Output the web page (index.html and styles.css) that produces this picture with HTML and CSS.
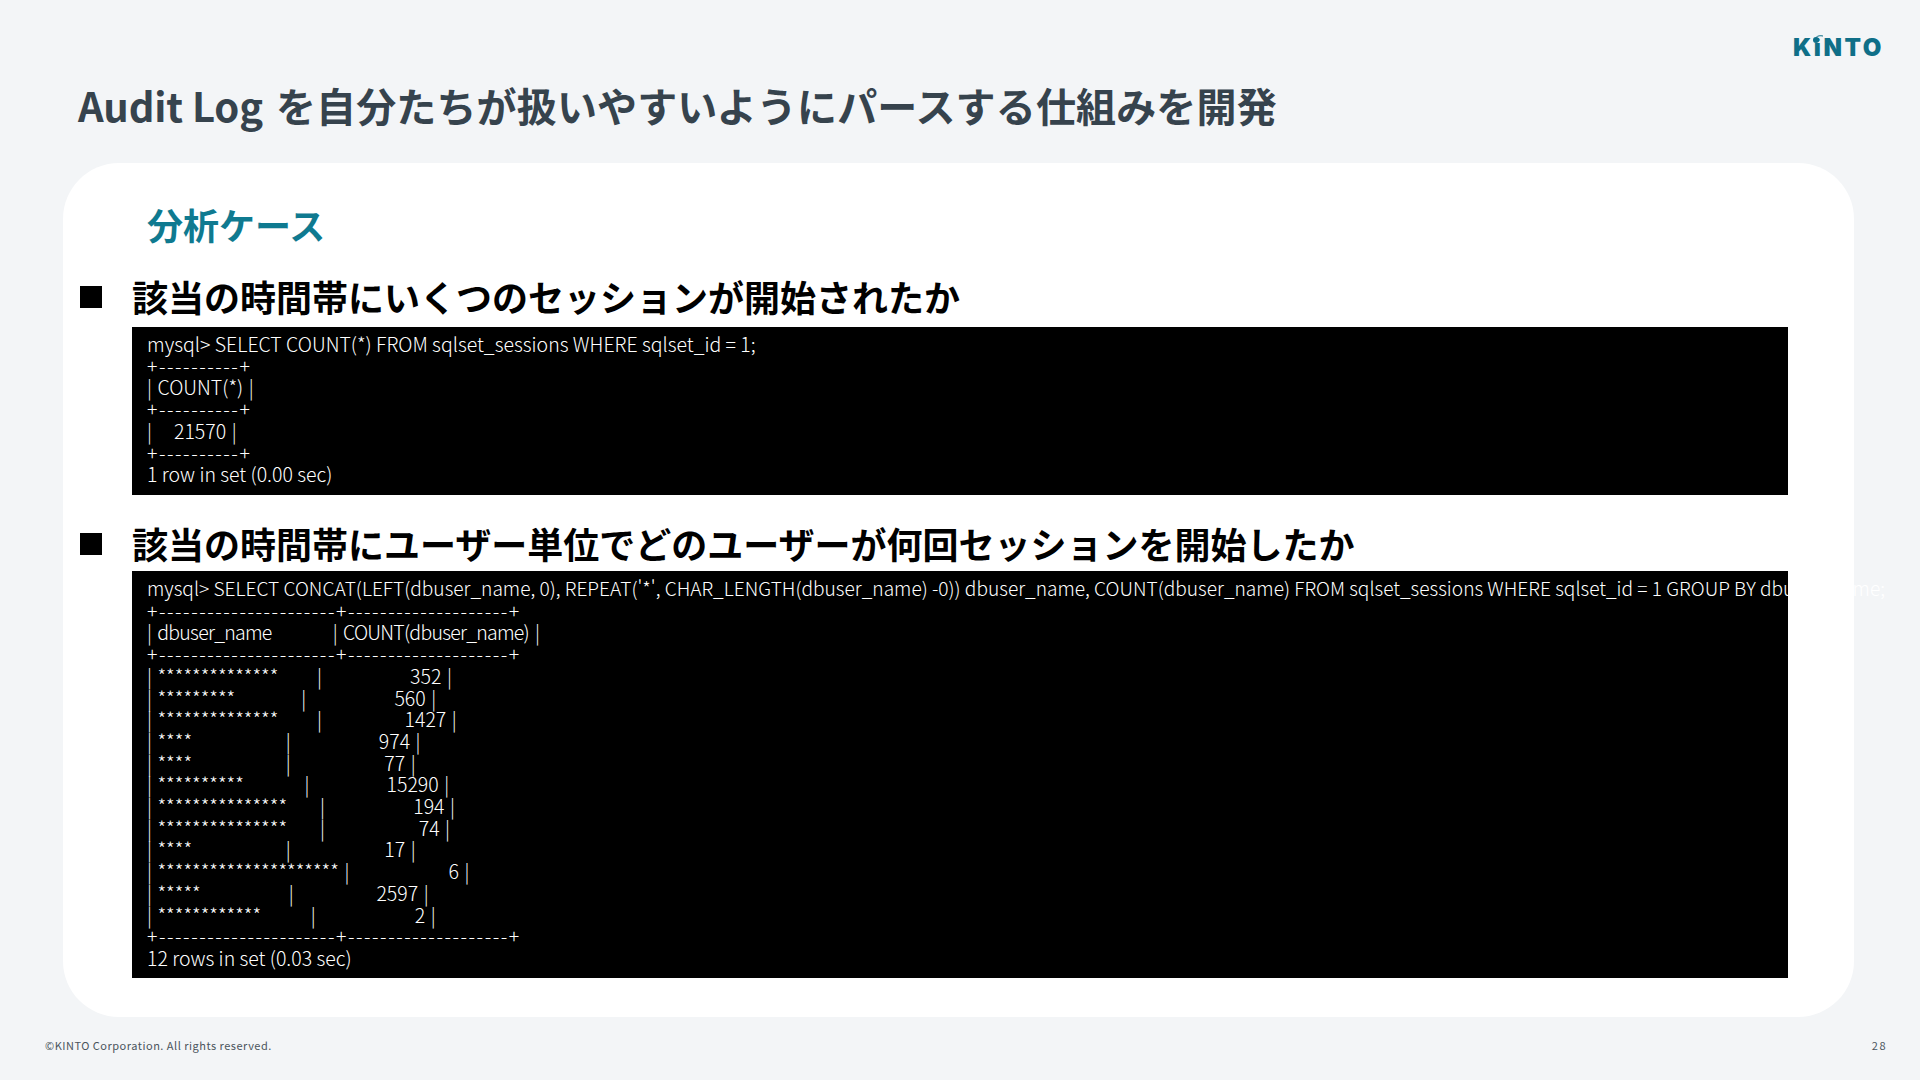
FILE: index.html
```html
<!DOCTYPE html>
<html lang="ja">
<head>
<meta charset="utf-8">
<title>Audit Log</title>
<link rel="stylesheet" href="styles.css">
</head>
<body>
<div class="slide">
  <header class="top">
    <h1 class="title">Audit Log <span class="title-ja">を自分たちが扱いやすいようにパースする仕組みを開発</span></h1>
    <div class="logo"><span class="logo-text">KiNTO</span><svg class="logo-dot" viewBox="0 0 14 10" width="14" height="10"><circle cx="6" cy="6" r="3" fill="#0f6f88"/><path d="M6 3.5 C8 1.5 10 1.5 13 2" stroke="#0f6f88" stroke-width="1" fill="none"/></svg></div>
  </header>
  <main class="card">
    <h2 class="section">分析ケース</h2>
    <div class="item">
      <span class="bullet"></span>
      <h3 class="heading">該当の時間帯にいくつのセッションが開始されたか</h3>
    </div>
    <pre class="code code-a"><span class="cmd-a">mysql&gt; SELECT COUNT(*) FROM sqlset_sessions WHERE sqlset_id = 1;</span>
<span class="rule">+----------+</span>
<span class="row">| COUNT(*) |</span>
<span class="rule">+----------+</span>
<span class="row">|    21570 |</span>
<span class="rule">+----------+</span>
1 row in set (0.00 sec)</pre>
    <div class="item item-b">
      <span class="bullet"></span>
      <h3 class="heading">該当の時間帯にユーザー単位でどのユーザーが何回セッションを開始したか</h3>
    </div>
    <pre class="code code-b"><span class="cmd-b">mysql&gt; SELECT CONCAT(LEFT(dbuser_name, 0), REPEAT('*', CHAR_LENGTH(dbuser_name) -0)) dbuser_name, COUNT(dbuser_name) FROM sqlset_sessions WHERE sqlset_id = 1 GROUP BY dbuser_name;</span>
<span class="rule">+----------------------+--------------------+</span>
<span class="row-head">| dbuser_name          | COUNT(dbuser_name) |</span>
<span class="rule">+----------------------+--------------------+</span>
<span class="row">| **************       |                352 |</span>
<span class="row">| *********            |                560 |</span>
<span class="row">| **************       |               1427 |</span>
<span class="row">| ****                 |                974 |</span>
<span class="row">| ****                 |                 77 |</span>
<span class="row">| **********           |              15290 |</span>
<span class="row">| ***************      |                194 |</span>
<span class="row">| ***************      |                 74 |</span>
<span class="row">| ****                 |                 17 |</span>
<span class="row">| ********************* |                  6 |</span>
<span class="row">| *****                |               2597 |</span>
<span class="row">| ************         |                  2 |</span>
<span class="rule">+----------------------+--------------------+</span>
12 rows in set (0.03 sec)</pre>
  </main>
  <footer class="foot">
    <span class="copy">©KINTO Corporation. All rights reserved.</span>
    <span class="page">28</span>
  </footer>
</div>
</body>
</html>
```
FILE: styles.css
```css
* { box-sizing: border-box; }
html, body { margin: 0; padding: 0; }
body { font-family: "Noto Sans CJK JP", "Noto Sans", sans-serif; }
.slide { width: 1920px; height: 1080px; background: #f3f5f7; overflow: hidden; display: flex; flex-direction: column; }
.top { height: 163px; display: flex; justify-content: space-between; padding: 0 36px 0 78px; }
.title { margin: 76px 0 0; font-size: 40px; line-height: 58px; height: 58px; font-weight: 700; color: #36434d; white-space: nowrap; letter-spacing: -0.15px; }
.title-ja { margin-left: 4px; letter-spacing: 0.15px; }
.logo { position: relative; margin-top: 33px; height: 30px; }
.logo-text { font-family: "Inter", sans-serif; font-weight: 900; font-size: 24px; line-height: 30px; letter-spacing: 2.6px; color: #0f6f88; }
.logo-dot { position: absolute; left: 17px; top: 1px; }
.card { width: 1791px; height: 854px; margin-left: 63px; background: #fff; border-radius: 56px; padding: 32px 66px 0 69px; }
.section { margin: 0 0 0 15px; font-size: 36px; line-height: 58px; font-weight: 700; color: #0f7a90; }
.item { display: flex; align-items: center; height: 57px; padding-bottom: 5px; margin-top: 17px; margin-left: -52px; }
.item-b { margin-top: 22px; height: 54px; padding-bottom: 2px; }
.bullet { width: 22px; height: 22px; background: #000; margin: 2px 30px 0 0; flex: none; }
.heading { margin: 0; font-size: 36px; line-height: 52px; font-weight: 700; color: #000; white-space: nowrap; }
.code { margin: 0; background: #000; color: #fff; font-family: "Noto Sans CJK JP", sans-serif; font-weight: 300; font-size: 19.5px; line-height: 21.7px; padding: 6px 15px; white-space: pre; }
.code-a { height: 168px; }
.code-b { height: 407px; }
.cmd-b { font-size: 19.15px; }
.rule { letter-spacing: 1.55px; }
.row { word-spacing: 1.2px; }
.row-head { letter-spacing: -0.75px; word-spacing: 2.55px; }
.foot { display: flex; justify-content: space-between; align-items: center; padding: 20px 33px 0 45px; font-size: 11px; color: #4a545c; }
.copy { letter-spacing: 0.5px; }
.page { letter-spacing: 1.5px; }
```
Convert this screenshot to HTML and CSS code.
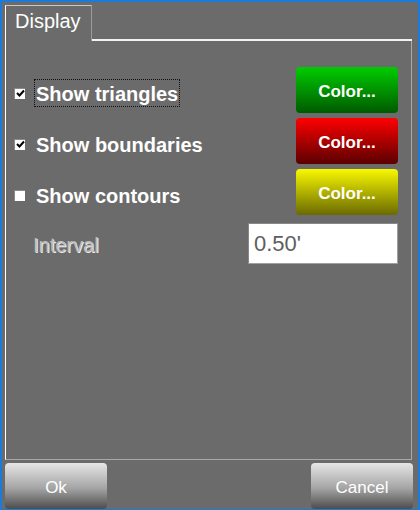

» **What you will do**
Transcribe every entry above exactly. Omit all pictures.

» **Output for this task**
Output the web page (index.html and styles.css) that produces this picture with HTML and CSS.
FILE: index.html
```html
<!DOCTYPE html>
<html lang="ja">
<head>
<meta charset="utf-8">
<title>Audit Log</title>
<link rel="stylesheet" href="styles.css">
</head>
<body>
<div class="slide">
  <header class="top">
    <h1 class="title">Audit Log <span class="title-ja">を自分たちが扱いやすいようにパースする仕組みを開発</span></h1>
    <div class="logo"><span class="logo-text">KiNTO</span><svg class="logo-dot" viewBox="0 0 14 10" width="14" height="10"><circle cx="6" cy="6" r="3" fill="#0f6f88"/><path d="M6 3.5 C8 1.5 10 1.5 13 2" stroke="#0f6f88" stroke-width="1" fill="none"/></svg></div>
  </header>
  <main class="card">
    <h2 class="section">分析ケース</h2>
    <div class="item">
      <span class="bullet"></span>
      <h3 class="heading">該当の時間帯にいくつのセッションが開始されたか</h3>
    </div>
    <pre class="code code-a"><span class="cmd-a">mysql&gt; SELECT COUNT(*) FROM sqlset_sessions WHERE sqlset_id = 1;</span>
<span class="rule">+----------+</span>
<span class="row">| COUNT(*) |</span>
<span class="rule">+----------+</span>
<span class="row">|    21570 |</span>
<span class="rule">+----------+</span>
1 row in set (0.00 sec)</pre>
    <div class="item item-b">
      <span class="bullet"></span>
      <h3 class="heading">該当の時間帯にユーザー単位でどのユーザーが何回セッションを開始したか</h3>
    </div>
    <pre class="code code-b"><span class="cmd-b">mysql&gt; SELECT CONCAT(LEFT(dbuser_name, 0), REPEAT('*', CHAR_LENGTH(dbuser_name) -0)) dbuser_name, COUNT(dbuser_name) FROM sqlset_sessions WHERE sqlset_id = 1 GROUP BY dbuser_name;</span>
<span class="rule">+----------------------+--------------------+</span>
<span class="row-head">| dbuser_name          | COUNT(dbuser_name) |</span>
<span class="rule">+----------------------+--------------------+</span>
<span class="row">| **************       |                352 |</span>
<span class="row">| *********            |                560 |</span>
<span class="row">| **************       |               1427 |</span>
<span class="row">| ****                 |                974 |</span>
<span class="row">| ****                 |                 77 |</span>
<span class="row">| **********           |              15290 |</span>
<span class="row">| ***************      |                194 |</span>
<span class="row">| ***************      |                 74 |</span>
<span class="row">| ****                 |                 17 |</span>
<span class="row">| ********************* |                  6 |</span>
<span class="row">| *****                |               2597 |</span>
<span class="row">| ************         |                  2 |</span>
<span class="rule">+----------------------+--------------------+</span>
12 rows in set (0.03 sec)</pre>
  </main>
  <footer class="foot">
    <span class="copy">©KINTO Corporation. All rights reserved.</span>
    <span class="page">28</span>
  </footer>
</div>
</body>
</html>
```
FILE: styles.css
```css
* { box-sizing: border-box; }
html, body { margin: 0; padding: 0; }
body { font-family: "Noto Sans CJK JP", "Noto Sans", sans-serif; }
.slide { width: 1920px; height: 1080px; background: #f3f5f7; overflow: hidden; display: flex; flex-direction: column; }
.top { height: 163px; display: flex; justify-content: space-between; padding: 0 36px 0 78px; }
.title { margin: 76px 0 0; font-size: 40px; line-height: 58px; height: 58px; font-weight: 700; color: #36434d; white-space: nowrap; letter-spacing: -0.15px; }
.title-ja { margin-left: 4px; letter-spacing: 0.15px; }
.logo { position: relative; margin-top: 33px; height: 30px; }
.logo-text { font-family: "Inter", sans-serif; font-weight: 900; font-size: 24px; line-height: 30px; letter-spacing: 2.6px; color: #0f6f88; }
.logo-dot { position: absolute; left: 17px; top: 1px; }
.card { width: 1791px; height: 854px; margin-left: 63px; background: #fff; border-radius: 56px; padding: 32px 66px 0 69px; }
.section { margin: 0 0 0 15px; font-size: 36px; line-height: 58px; font-weight: 700; color: #0f7a90; }
.item { display: flex; align-items: center; height: 57px; padding-bottom: 5px; margin-top: 17px; margin-left: -52px; }
.item-b { margin-top: 22px; height: 54px; padding-bottom: 2px; }
.bullet { width: 22px; height: 22px; background: #000; margin: 2px 30px 0 0; flex: none; }
.heading { margin: 0; font-size: 36px; line-height: 52px; font-weight: 700; color: #000; white-space: nowrap; }
.code { margin: 0; background: #000; color: #fff; font-family: "Noto Sans CJK JP", sans-serif; font-weight: 300; font-size: 19.5px; line-height: 21.7px; padding: 6px 15px; white-space: pre; }
.code-a { height: 168px; }
.code-b { height: 407px; }
.cmd-b { font-size: 19.15px; }
.rule { letter-spacing: 1.55px; }
.row { word-spacing: 1.2px; }
.row-head { letter-spacing: -0.75px; word-spacing: 2.55px; }
.foot { display: flex; justify-content: space-between; align-items: center; padding: 20px 33px 0 45px; font-size: 11px; color: #4a545c; }
.copy { letter-spacing: 0.5px; }
.page { letter-spacing: 1.5px; }
```
Convert this screenshot to HTML and CSS code.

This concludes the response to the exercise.